▸ Exercise prompt
In the listing below, find every line with the string "React" and pull it out.

** start Dataset content **

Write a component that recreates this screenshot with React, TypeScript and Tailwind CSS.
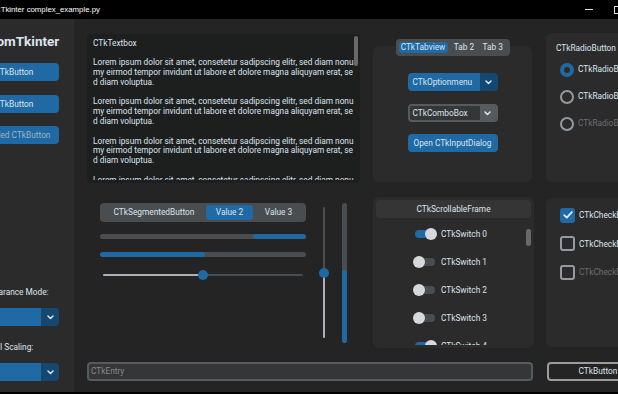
import React from "react";

const TXT = "text-[#dce4ee]";
const SM = "text-[8.3px] leading-none whitespace-nowrap";

function Chevron() {
  return (
    <svg width="7" height="5" viewBox="0 0 7 5" fill="none">
      <path d="M1 1L3.5 3.5L6 1" stroke="#dce4ee" strokeWidth="1.5" strokeLinecap="round" strokeLinejoin="round" />
    </svg>
  );
}

function OptionMenu({ label }: { label: string }) {
  return (
    <div className="flex h-[18px] w-[90px] rounded-[4px] overflow-hidden shrink-0">
      <div className={`flex-1 bg-[#1f6aa5] flex items-center pl-[5px] ${SM} ${TXT}`}>{label}</div>
      <div className="w-[18px] bg-[#144870] flex items-center justify-center">
        <Chevron />
      </div>
    </div>
  );
}

function ComboBox({ label }: { label: string }) {
  return (
    <div className="flex h-[18px] w-[90px] rounded-[4px] overflow-hidden border-2 border-[#565b5e] bg-[#343638] shrink-0">
      <div className={`flex-1 flex items-center pl-[3px] ${SM} ${TXT}`}>{label}</div>
      <div className="w-[16px] bg-[#565b5e] flex items-center justify-center">
        <Chevron />
      </div>
    </div>
  );
}

function Btn({ label, disabled }: { label: string; disabled?: boolean }) {
  return (
    <div
      className={`h-[18px] w-[90px] shrink-0 rounded-[4px] bg-[#1f6aa5] flex items-center justify-center ${SM} ${
        disabled ? "text-[#9fb1c2]" : TXT
      }`}
    >
      {label}
    </div>
  );
}

function Sidebar() {
  return (
    <div className="w-[74px] shrink-0 bg-[#2b2b2b] overflow-hidden">
      <div className="w-[90px] ml-[-31px] h-full flex flex-col items-center">
        <div className="mt-[13px] h-[20px] flex items-center justify-center">
          <span className={`text-[13.5px] font-bold leading-none whitespace-nowrap ${TXT}`}>CustomTkinter</span>
        </div>
        <div className="mt-[11px]">
          <Btn label="CTkButton" />
        </div>
        <div className="mt-[14px]">
          <Btn label="CTkButton" />
        </div>
        <div className="mt-[13px]">
          <Btn label="Disabled CTkButton" disabled />
        </div>
        <div className="flex-1" />
        <div className={`h-[12px] flex items-center ${SM} ${TXT}`}>Appearance Mode:</div>
        <div className="mt-[10px]">
          <OptionMenu label="Dark" />
        </div>
        <div className={`mt-[15px] h-[12px] flex items-center ${SM} ${TXT}`}>UI Scaling:</div>
        <div className="mt-[10px] mb-[11px]">
          <OptionMenu label="100%" />
        </div>
      </div>
    </div>
  );
}

const PARA = [
  "Lorem ipsum dolor sit amet, consetetur sadipscing elitr, sed diam nonu",
  "my eirmod tempor invidunt ut labore et dolore magna aliquyam erat, se",
  "d diam voluptua.",
];

function Textbox() {
  const lines: string[] = ["CTkTextbox", ""];
  for (let i = 0; i < 4; i++) {
    lines.push(...PARA, "");
  }
  return (
    <div className="mt-[1px] ml-[13px] w-[273px] h-[149px] shrink-0 rounded-[4px] bg-[#1d1e1e] flex">
      <div className="flex-1 pt-[4px] pl-[6px]">
        <div className="h-[142px] overflow-hidden">
          {lines.map((l, i) => (
            <div key={i} className={`h-[9.8px] flex items-center text-[8.3px] whitespace-nowrap ${TXT}`}>
              {l || "\u00a0"}
            </div>
          ))}
        </div>
      </div>
      <div className="w-[5px] mr-[2px] mt-[2px]">
        <div className="h-[30px] rounded-full bg-[#696969]" />
      </div>
    </div>
  );
}

function Tabview() {
  return (
    <div className="mt-[6px] ml-[13px] w-[159px] shrink-0 flex flex-col items-center">
      <div className="relative z-10 mb-[-10px] h-[17px] rounded-[4px] bg-[#4a4d50] p-[3px] flex items-stretch">
        <div className={`w-[49px] rounded-[3px] bg-[#1f6aa5] flex items-center justify-center ${SM} ${TXT}`}>CTkTabview</div>
        <div className={`w-[33px] flex items-center justify-center ${SM} ${TXT}`}>Tab 2</div>
        <div className={`w-[26px] flex items-center justify-start pl-[2px] ${SM} ${TXT}`}>Tab 3</div>
      </div>
      <div className="w-full h-[136px] rounded-[6px] bg-[#2b2b2b] flex flex-col items-center">
        <div className="mt-[27px]">
          <OptionMenu label="CTkOptionmenu" />
        </div>
        <div className="mt-[13px]">
          <ComboBox label="CTkComboBox" />
        </div>
        <div className="mt-[12px]">
          <Btn label="Open CTkInputDialog" />
        </div>
      </div>
    </div>
  );
}

function Radio({ checked, disabled }: { checked?: boolean; disabled?: boolean }) {
  return (
    <div className="h-[27px] flex items-center">
      {checked ? (
        <div className="w-[14px] h-[14px] rounded-full border-[4px] border-[#1f6aa5] bg-[#2b2b2b]" />
      ) : (
        <div className="w-[14px] h-[14px] rounded-full border-2 border-[#949a9f]" />
      )}
      <span className={`ml-[4px] ${SM} ${disabled ? "text-[#6c6e70]" : TXT}`}>CTkRadioButton</span>
    </div>
  );
}

function RadioFrame() {
  return (
    <div className="ml-[14px] w-[140px] h-[149px] shrink-0 rounded-[6px] bg-[#2b2b2b] flex flex-col">
      <div className={`mt-[9px] pl-[10px] h-[12px] flex items-center ${SM} ${TXT}`}>CTkRadioButton Group:</div>
      <div className="mt-[2px] pl-[14px] flex flex-col">
        <Radio checked />
        <Radio />
        <Radio disabled />
      </div>
    </div>
  );
}

function SliderArea() {
  return (
    <div className="ml-[13px] w-[273px] h-[151px] shrink-0 flex">
      <div className="ml-[13px] w-[206px] flex flex-col">
        <div className="mt-[6px] h-[19px] rounded-[4px] bg-[#4a4d50] p-[2px] flex">
          <div className={`w-[104px] flex items-center justify-center ${SM} ${TXT}`}>CTkSegmentedButton</div>
          <div className={`w-[47px] rounded-[3px] bg-[#1f6aa5] flex items-center justify-center ${SM} ${TXT}`}>Value 2</div>
          <div className={`flex-1 flex items-center justify-center ${SM} ${TXT}`}>Value 3</div>
        </div>
        <div className="mt-[12px] h-[5px] rounded-full bg-[#4a4d50] flex justify-end overflow-hidden">
          <div className="w-[53px] bg-[#1f6aa5] rounded-full" />
        </div>
        <div className="mt-[13px] h-[5px] rounded-full bg-[#4a4d50] flex overflow-hidden">
          <div className="w-[105px] bg-[#1f6aa5] rounded-full" />
        </div>
        <div className="mt-[13px] h-[10px] flex items-center px-[3px]">
          <div className="w-[100px] h-[2px] bg-[#aab0b5] rounded-l-full" />
          <div className="w-[10px] h-[10px] rounded-full bg-[#1f6aa5] mx-[-5px] relative" />
          <div className="flex-1 h-[2px] bg-[#4a4d50] rounded-r-full" />
        </div>
      </div>
      <div className="ml-[13px] mt-[10px] w-[10px] h-[131px] flex flex-col items-center">
        <div className="w-[2px] h-[66px] bg-[#4a4d50] rounded-t-full" />
        <div className="w-[10px] h-[10px] rounded-full bg-[#1f6aa5] my-[-5px] relative" />
        <div className="w-[2px] flex-1 bg-[#aab0b5] rounded-b-full" />
      </div>
      <div className="ml-[13px] mt-[6px] w-[5px] h-[140px] rounded-full bg-[#4a4d50] flex flex-col justify-end overflow-hidden">
        <div className="h-[73px] bg-[#1f6aa5] rounded-full" />
      </div>
    </div>
  );
}

function Switch({ on, n }: { on?: boolean; n: number }) {
  return (
    <div className="h-[28px] shrink-0 flex items-center">
      <div className="w-[24px] h-[12px] flex items-center relative">
        <div className={`absolute left-[2px] right-[2px] h-[8px] rounded-full ${on ? "bg-[#1f6aa5]" : "bg-[#4a4d50]"}`} />
        <div className={`relative w-[12px] h-[12px] rounded-full bg-[#d5d9de] ${on ? "ml-[12px]" : ""}`} />
      </div>
      <span className={`ml-[4px] ${SM} ${TXT}`}>CTkSwitch {n}</span>
    </div>
  );
}

function ScrollFrame() {
  return (
    <div className="ml-[13px] w-[161px] h-[151px] shrink-0 rounded-[6px] bg-[#2b2b2b] flex flex-col overflow-hidden">
      <div className={`mx-[3px] mt-[3px] h-[18px] rounded-[4px] bg-[#353535] flex items-center justify-center ${SM} ${TXT}`}>
        CTkScrollableFrame
      </div>
      <div className="flex-1 flex overflow-hidden">
        <div className="flex-1 pl-[40px] pt-[2px] h-[127px] overflow-hidden flex flex-col">
          <Switch on n={0} />
          <Switch n={1} />
          <Switch n={2} />
          <Switch n={3} />
          <Switch on n={4} />
        </div>
        <div className="w-[5px] mr-[3px] mt-[11px]">
          <div className="h-[17px] rounded-full bg-[#696969]" />
        </div>
      </div>
    </div>
  );
}

function Check({ checked, disabled }: { checked?: boolean; disabled?: boolean }) {
  return (
    <div className="h-[28.5px] flex items-center">
      {checked ? (
        <div className="w-[15px] h-[15px] rounded-[3px] bg-[#1f6aa5] flex items-center justify-center">
          <svg width="10" height="8" viewBox="0 0 10 8" fill="none">
            <path d="M1.2 4.2L3.8 6.6L8.8 1.2" stroke="#e6ebf0" strokeWidth="1.8" strokeLinecap="round" strokeLinejoin="round" />
          </svg>
        </div>
      ) : (
        <div className="w-[15px] h-[15px] rounded-[3px] border-2 border-[#949a9f]" />
      )}
      <span className={`ml-[4px] ${SM} ${disabled ? "text-[#6c6e70]" : TXT}`}>CTkCheckBox</span>
    </div>
  );
}

function CheckFrame() {
  return (
    <div className="ml-[12px] mt-[1px] w-[140px] h-[149px] shrink-0 rounded-[6px] bg-[#2b2b2b] flex flex-col pl-[14px] pt-[3px]">
      <Check checked />
      <Check />
      <Check disabled />
    </div>
  );
}

export default function App() {
  return (
    <div className="w-[618px] h-[394px] overflow-hidden bg-black font-['Roboto',sans-serif] flex flex-col">
      <div className="h-[19px] shrink-0 bg-black flex items-center overflow-hidden">
        <span className="ml-[-5px] text-[7.8px] leading-none text-white whitespace-nowrap font-['Segoe_UI','Liberation_Sans',sans-serif]">
          CTkinter complex_example.py
        </span>
        <div className="ml-auto flex items-center">
          <div className="w-[8px] h-[1px] bg-[#e0e0e0]" />
          <div className="ml-[21px] mr-[-5px] w-[9px] h-[8px] border border-[#e0e0e0]" />
        </div>
      </div>
      <div className="h-[373px] shrink-0 flex bg-[#242424]">
        <Sidebar />
        <div className="flex-1 flex flex-col overflow-hidden">
          <div className="mt-[14px] flex items-start">
            <Textbox />
            <Tabview />
            <RadioFrame />
          </div>
          <div className="mt-[14px] flex items-start">
            <SliderArea />
            <ScrollFrame />
            <CheckFrame />
          </div>
          <div className="mt-[14px] flex items-start">
            <div className="ml-[13px] w-[446px] h-[19px] shrink-0 rounded-[4px] border-2 border-[#565b5e] bg-[#343638] flex items-center pl-[2px]">
              <span className={`${SM} text-[#8a8a8a]`}>CTkEntry</span>
            </div>
            <div className={`ml-[14px] w-[102px] h-[19px] shrink-0 rounded-[4px] border-2 border-[#9a9c9e] flex items-center justify-center ${SM} ${TXT}`}>
              CTkButton
            </div>
          </div>
        </div>
      </div>
    </div>
  );
}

** end Dataset content **

▸ The output
Write a component that recreates this screenshot with React, TypeScript and Tailwind CSS.
import React from "react";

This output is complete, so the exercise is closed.